All of which is kind of the whole point of the scientific method.
---------
"Conflict with common sense alone cannot decisively warrant the rejection of group consciousness if enough other considerations point in its favor. [Schwitzgebel entertains the possibility that the United States as a whole is conscious, as unlikely as this may seem.]"
Haha, no! Absolutely not! That thing about the US being conscious, at least if he means it literally. (And if he means it only metaphorically, then his bringing in this bit about how common sense does not help us with situations outside of a very narrow set of circumstances and ideas, is completely irrelevant.)

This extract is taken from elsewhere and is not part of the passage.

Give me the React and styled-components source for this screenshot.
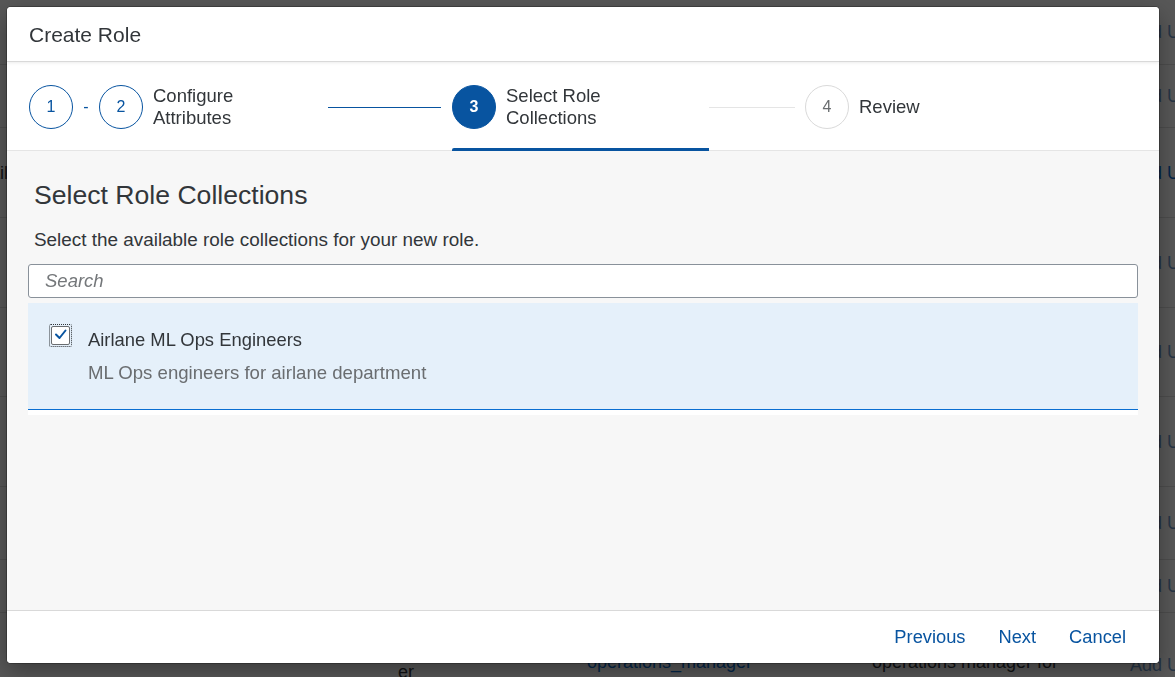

The fact that we don't go by common sense when it comes to situations outside of a fairly narrow set of circumstances (of the kind we evolved in), does not mean that we jettison common sense altogether, and nor does it mean that when we justifiedly leave the crutch of common sense, then any random speculation is as good as any other.
The fact is that what we do use to guide us in forming conclusions is evidence, and more precisely the whole scientific method thing. That precept does hold: Extraordinary claims need to be backed up with extraordinary evidence.
If this guy literally believes that the US is conscious, then sorry, he's a total complete loon. (And if he merely means that metaphorically, or if he merely throws that out as some kind of random speculation, then fine, he can do that certainly, but like I said, then his bringing up how inadequate is common sense in navigating situations completely outside the narrow range we evolved in, is completely irrelevant.)
Posted by: Appreciative Reader | April 23, 2024 at 06:47 AM
“non-zero” is a mighty big word.
Posted by: Noneofusreallyknow | April 23, 2024 at 03:01 PM
Fact:
Followers of RSSB are abnormally gullible people with low IQs.